Write out the material exactly, with the pictures left out.

_ _ _ _ _

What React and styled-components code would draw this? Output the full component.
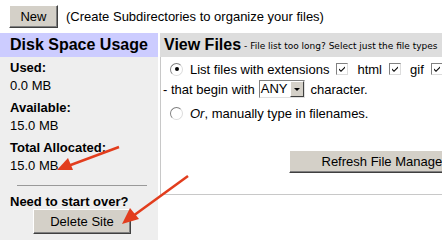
import React from "react";
import styled, { createGlobalStyle } from "styled-components";

const Global = createGlobalStyle`
  html, body {
    margin: 0;
    padding: 0;
    background: #ffffff;
    overflow: hidden;
  }
  body {
    font-family: "Liberation Sans", Arial, sans-serif;
    font-size: 13px;
    color: #000000;
  }
`;

const Page = styled.div`
  position: relative;
  width: 442px;
  height: 246px;
  overflow: hidden;
`;

const TopBar = styled.div`
  display: flex;
  align-items: center;
  gap: 8px;
  height: 33px;
  padding: 0 0 0 9px;
  box-sizing: border-box;
  white-space: nowrap;
`;

const Button = styled.button`
  font-family: "Liberation Sans", Arial, sans-serif;
  font-size: 13px;
  color: #000;
  background: #d4d0c8;
  width: ${(p) => p.$w}px;
  height: ${(p) => p.$h || 23}px;
  padding: 0;
  border: 1px solid;
  border-color: #ffffff #404040 #404040 #ffffff;
  box-shadow: inset -1px -1px 0 #808080;
  white-space: nowrap;
  flex-shrink: 0;
`;

const Hint = styled.span`
  font-size: 13px;
`;

const Main = styled.div`
  display: grid;
  grid-template-columns: 158px 284px;
  column-gap: 2px;
`;

const Sidebar = styled.div`
  display: flex;
  flex-direction: column;
`;

const PanelHead = styled.div`
  height: 24px;
  display: flex;
  align-items: center;
  padding-left: ${(p) => p.$pad}px;
  background: ${(p) => (p.$tone === "lavender" ? "#ccccff" : "#dddddd")};
  font-size: 16px;
  font-weight: bold;
  white-space: nowrap;
  overflow: hidden;
`;

const Small = styled.span`
  font-family: "DejaVu Sans", Verdana, sans-serif;
  font-size: 9px;
  font-weight: normal;
  margin-left: 3px;
  margin-top: 2px;
`;

const SideBody = styled.div`
  background: #eeeeee;
  height: 183px;
  padding: 2px 0 0 10px;
  box-sizing: border-box;
  display: flex;
  flex-direction: column;
`;

const Stat = styled.div`
  display: flex;
  flex-direction: column;
  margin-bottom: 4px;
`;

const Label = styled.div`
  font-weight: bold;
  line-height: ${(p) => (p.$tight ? 14 : 18)}px;
`;

const Value = styled.div`
  line-height: 18px;
`;

const Rule = styled.div`
  width: 130px;
  height: 1px;
  background: #999999;
  margin: 6px 0 9px 7px;
`;

const DeleteRow = styled.div`
  padding-left: 23px;
`;

const Content = styled.div`
  display: flex;
  flex-direction: column;
  overflow: hidden;
`;

const FileBody = styled.div`
  border-left: 1px solid #c8c8c8;
  border-bottom: 1px solid #c8c8c8;
  padding: 2px 0 21px 2px;
  white-space: nowrap;
`;

const OptRow = styled.div`
  display: flex;
  align-items: center;
  height: ${(p) => p.$h || 20}px;
  padding-left: ${(p) => p.$indent || 0}px;
  margin-top: ${(p) => p.$mt || 0}px;
`;

const RadioBox = styled.span`
  width: 11px;
  height: 11px;
  border-radius: 50%;
  border: 1px solid #808080;
  border-right-color: #dcdcdc;
  border-bottom-color: #dcdcdc;
  background: #ffffff;
  display: inline-flex;
  align-items: center;
  justify-content: center;
  margin-right: 7px;
  flex-shrink: 0;
  &::after {
    content: "";
    width: 4px;
    height: 4px;
    border-radius: 50%;
    background: ${(p) => (p.$on ? "#000" : "transparent")};
  }
`;

const CheckBox = styled.span`
  width: 12px;
  height: 12px;
  box-sizing: border-box;
  border: 1px solid #808080;
  border-right-color: #dcdcdc;
  border-bottom-color: #dcdcdc;
  background: #ffffff;
  display: inline-flex;
  align-items: center;
  justify-content: center;
  margin: 0 9px 0 7px;
  flex-shrink: 0;
`;

const Select = styled.span`
  display: inline-flex;
  align-items: stretch;
  height: 18px;
  box-sizing: border-box;
  border: 1px solid #808080;
  border-right-color: #e0e0e0;
  border-bottom-color: #e0e0e0;
  background: #ffffff;
  margin: 0 6px 0 4px;
`;

const SelectText = styled.span`
  padding: 0 2px 0 1px;
  font-size: 13px;
  line-height: 16px;
`;

const SelectArrow = styled.span`
  width: 14px;
  background: #d4d0c8;
  border: 1px solid;
  border-color: #ffffff #404040 #404040 #ffffff;
  box-sizing: border-box;
  display: flex;
  align-items: center;
  justify-content: center;
  &::after {
    content: "";
    border-left: 3px solid transparent;
    border-right: 3px solid transparent;
    border-top: 3px solid #000;
  }
`;

const ButtonRow = styled.div`
  display: flex;
  padding-left: 126px;
  margin-top: 27px;
`;

const Overlay = styled.svg`
  position: absolute;
  left: 0;
  top: 0;
  pointer-events: none;
`;

const Tick = () => (
  <svg width="8" height="8" viewBox="0 0 8 8">
    <path d="M1 3.5 L3 5.5 L7 1.5 L7 3 L3 7 L1 5 Z" fill="#000" />
  </svg>
);

const stats = [
  { label: "Used:", value: "0.0 MB" },
  { label: "Available:", value: "15.0 MB" },
  { label: "Total Allocated:", value: "15.0 MB" },
];

export default function App() {
  return (
    <Page>
      <Global />
      <TopBar>
        <Button $w={49}>New</Button>
        <Hint>(Create Subdirectories to organize your files)</Hint>
      </TopBar>
      <Main>
        <Sidebar>
          <PanelHead $tone="lavender" $pad={10}>
            Disk Space Usage
          </PanelHead>
          <SideBody>
            {stats.map((s) => (
              <Stat key={s.label}>
                <Label>{s.label}</Label>
                <Value>{s.value}</Value>
              </Stat>
            ))}
            <Rule />
            <Label $tight>Need to start over?</Label>
            <DeleteRow>
              <Button $w={98} $h={25}>
                Delete Site
              </Button>
            </DeleteRow>
          </SideBody>
        </Sidebar>
        <Content>
          <PanelHead $tone="gray" $pad={4}>
            View Files
            <Small>- File list too long? Select just the file types</Small>
          </PanelHead>
          <FileBody>
            <OptRow $indent={7}>
              <RadioBox $on />
              List files with extensions
              <CheckBox>
                <Tick />
              </CheckBox>
              html
              <CheckBox>
                <Tick />
              </CheckBox>
              gif
              <CheckBox>
                <Tick />
              </CheckBox>
              jpg
            </OptRow>
            <OptRow>
              - that begin with
              <Select>
                <SelectText>ANY</SelectText>
                <SelectArrow />
              </Select>
              character.
            </OptRow>
            <OptRow $indent={7} $mt={4}>
              <RadioBox />
              <i>Or</i>, manually type in filenames.
            </OptRow>
            <ButtonRow>
              <Button $w={190} $h={23}>
                Refresh File Manager
              </Button>
            </ButtonRow>
          </FileBody>
        </Content>
      </Main>
      <Overlay width="442" height="246" viewBox="0 0 442 246">
        <line x1="119" y1="147" x2="68" y2="166" stroke="#e23d1d" strokeWidth="2.5" />
        <polygon points="57,170 73,170 68,158" fill="#e23d1d" />
        <line x1="188" y1="176" x2="133" y2="216" stroke="#e23d1d" strokeWidth="2.5" />
        <polygon points="122,224 139,219 130,208" fill="#e23d1d" />
      </Overlay>
    </Page>
  );
}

_ _ _ _ _

Answer to this problem
What React and styled-components code would draw this? Output the full component.
import React from "react";
import styled, { createGlobalStyle } from "styled-components";

const Global = createGlobalStyle`
  html, body {
    margin: 0;
    padding: 0;
    background: #ffffff;
    overflow: hidden;
  }
  body {
    font-family: "Liberation Sans", Arial, sans-serif;
    font-size: 13px;
    color: #000000;
  }
`;

const Page = styled.div`
  position: relative;
  width: 442px;
  height: 246px;
  overflow: hidden;
`;

const TopBar = styled.div`
  display: flex;
  align-items: center;
  gap: 8px;
  height: 33px;
  padding: 0 0 0 9px;
  box-sizing: border-box;
  white-space: nowrap;
`;

const Button = styled.button`
  font-family: "Liberation Sans", Arial, sans-serif;
  font-size: 13px;
  color: #000;
  background: #d4d0c8;
  width: ${(p) => p.$w}px;
  height: ${(p) => p.$h || 23}px;
  padding: 0;
  border: 1px solid;
  border-color: #ffffff #404040 #404040 #ffffff;
  box-shadow: inset -1px -1px 0 #808080;
  white-space: nowrap;
  flex-shrink: 0;
`;

const Hint = styled.span`
  font-size: 13px;
`;

const Main = styled.div`
  display: grid;
  grid-template-columns: 158px 284px;
  column-gap: 2px;
`;

const Sidebar = styled.div`
  display: flex;
  flex-direction: column;
`;

const PanelHead = styled.div`
  height: 24px;
  display: flex;
  align-items: center;
  padding-left: ${(p) => p.$pad}px;
  background: ${(p) => (p.$tone === "lavender" ? "#ccccff" : "#dddddd")};
  font-size: 16px;
  font-weight: bold;
  white-space: nowrap;
  overflow: hidden;
`;

const Small = styled.span`
  font-family: "DejaVu Sans", Verdana, sans-serif;
  font-size: 9px;
  font-weight: normal;
  margin-left: 3px;
  margin-top: 2px;
`;

const SideBody = styled.div`
  background: #eeeeee;
  height: 183px;
  padding: 2px 0 0 10px;
  box-sizing: border-box;
  display: flex;
  flex-direction: column;
`;

const Stat = styled.div`
  display: flex;
  flex-direction: column;
  margin-bottom: 4px;
`;

const Label = styled.div`
  font-weight: bold;
  line-height: ${(p) => (p.$tight ? 14 : 18)}px;
`;

const Value = styled.div`
  line-height: 18px;
`;

const Rule = styled.div`
  width: 130px;
  height: 1px;
  background: #999999;
  margin: 6px 0 9px 7px;
`;

const DeleteRow = styled.div`
  padding-left: 23px;
`;

const Content = styled.div`
  display: flex;
  flex-direction: column;
  overflow: hidden;
`;

const FileBody = styled.div`
  border-left: 1px solid #c8c8c8;
  border-bottom: 1px solid #c8c8c8;
  padding: 2px 0 21px 2px;
  white-space: nowrap;
`;

const OptRow = styled.div`
  display: flex;
  align-items: center;
  height: ${(p) => p.$h || 20}px;
  padding-left: ${(p) => p.$indent || 0}px;
  margin-top: ${(p) => p.$mt || 0}px;
`;

const RadioBox = styled.span`
  width: 11px;
  height: 11px;
  border-radius: 50%;
  border: 1px solid #808080;
  border-right-color: #dcdcdc;
  border-bottom-color: #dcdcdc;
  background: #ffffff;
  display: inline-flex;
  align-items: center;
  justify-content: center;
  margin-right: 7px;
  flex-shrink: 0;
  &::after {
    content: "";
    width: 4px;
    height: 4px;
    border-radius: 50%;
    background: ${(p) => (p.$on ? "#000" : "transparent")};
  }
`;

const CheckBox = styled.span`
  width: 12px;
  height: 12px;
  box-sizing: border-box;
  border: 1px solid #808080;
  border-right-color: #dcdcdc;
  border-bottom-color: #dcdcdc;
  background: #ffffff;
  display: inline-flex;
  align-items: center;
  justify-content: center;
  margin: 0 9px 0 7px;
  flex-shrink: 0;
`;

const Select = styled.span`
  display: inline-flex;
  align-items: stretch;
  height: 18px;
  box-sizing: border-box;
  border: 1px solid #808080;
  border-right-color: #e0e0e0;
  border-bottom-color: #e0e0e0;
  background: #ffffff;
  margin: 0 6px 0 4px;
`;

const SelectText = styled.span`
  padding: 0 2px 0 1px;
  font-size: 13px;
  line-height: 16px;
`;

const SelectArrow = styled.span`
  width: 14px;
  background: #d4d0c8;
  border: 1px solid;
  border-color: #ffffff #404040 #404040 #ffffff;
  box-sizing: border-box;
  display: flex;
  align-items: center;
  justify-content: center;
  &::after {
    content: "";
    border-left: 3px solid transparent;
    border-right: 3px solid transparent;
    border-top: 3px solid #000;
  }
`;

const ButtonRow = styled.div`
  display: flex;
  padding-left: 126px;
  margin-top: 27px;
`;

const Overlay = styled.svg`
  position: absolute;
  left: 0;
  top: 0;
  pointer-events: none;
`;

const Tick = () => (
  <svg width="8" height="8" viewBox="0 0 8 8">
    <path d="M1 3.5 L3 5.5 L7 1.5 L7 3 L3 7 L1 5 Z" fill="#000" />
  </svg>
);

const stats = [
  { label: "Used:", value: "0.0 MB" },
  { label: "Available:", value: "15.0 MB" },
  { label: "Total Allocated:", value: "15.0 MB" },
];

export default function App() {
  return (
    <Page>
      <Global />
      <TopBar>
        <Button $w={49}>New</Button>
        <Hint>(Create Subdirectories to organize your files)</Hint>
      </TopBar>
      <Main>
        <Sidebar>
          <PanelHead $tone="lavender" $pad={10}>
            Disk Space Usage
          </PanelHead>
          <SideBody>
            {stats.map((s) => (
              <Stat key={s.label}>
                <Label>{s.label}</Label>
                <Value>{s.value}</Value>
              </Stat>
            ))}
            <Rule />
            <Label $tight>Need to start over?</Label>
            <DeleteRow>
              <Button $w={98} $h={25}>
                Delete Site
              </Button>
            </DeleteRow>
          </SideBody>
        </Sidebar>
        <Content>
          <PanelHead $tone="gray" $pad={4}>
            View Files
            <Small>- File list too long? Select just the file types</Small>
          </PanelHead>
          <FileBody>
            <OptRow $indent={7}>
              <RadioBox $on />
              List files with extensions
              <CheckBox>
                <Tick />
              </CheckBox>
              html
              <CheckBox>
                <Tick />
              </CheckBox>
              gif
              <CheckBox>
                <Tick />
              </CheckBox>
              jpg
            </OptRow>
            <OptRow>
              - that begin with
              <Select>
                <SelectText>ANY</SelectText>
                <SelectArrow />
              </Select>
              character.
            </OptRow>
            <OptRow $indent={7} $mt={4}>
              <RadioBox />
              <i>Or</i>, manually type in filenames.
            </OptRow>
            <ButtonRow>
              <Button $w={190} $h={23}>
                Refresh File Manager
              </Button>
            </ButtonRow>
          </FileBody>
        </Content>
      </Main>
      <Overlay width="442" height="246" viewBox="0 0 442 246">
        <line x1="119" y1="147" x2="68" y2="166" stroke="#e23d1d" strokeWidth="2.5" />
        <polygon points="57,170 73,170 68,158" fill="#e23d1d" />
        <line x1="188" y1="176" x2="133" y2="216" stroke="#e23d1d" strokeWidth="2.5" />
        <polygon points="122,224 139,219 130,208" fill="#e23d1d" />
      </Overlay>
    </Page>
  );
}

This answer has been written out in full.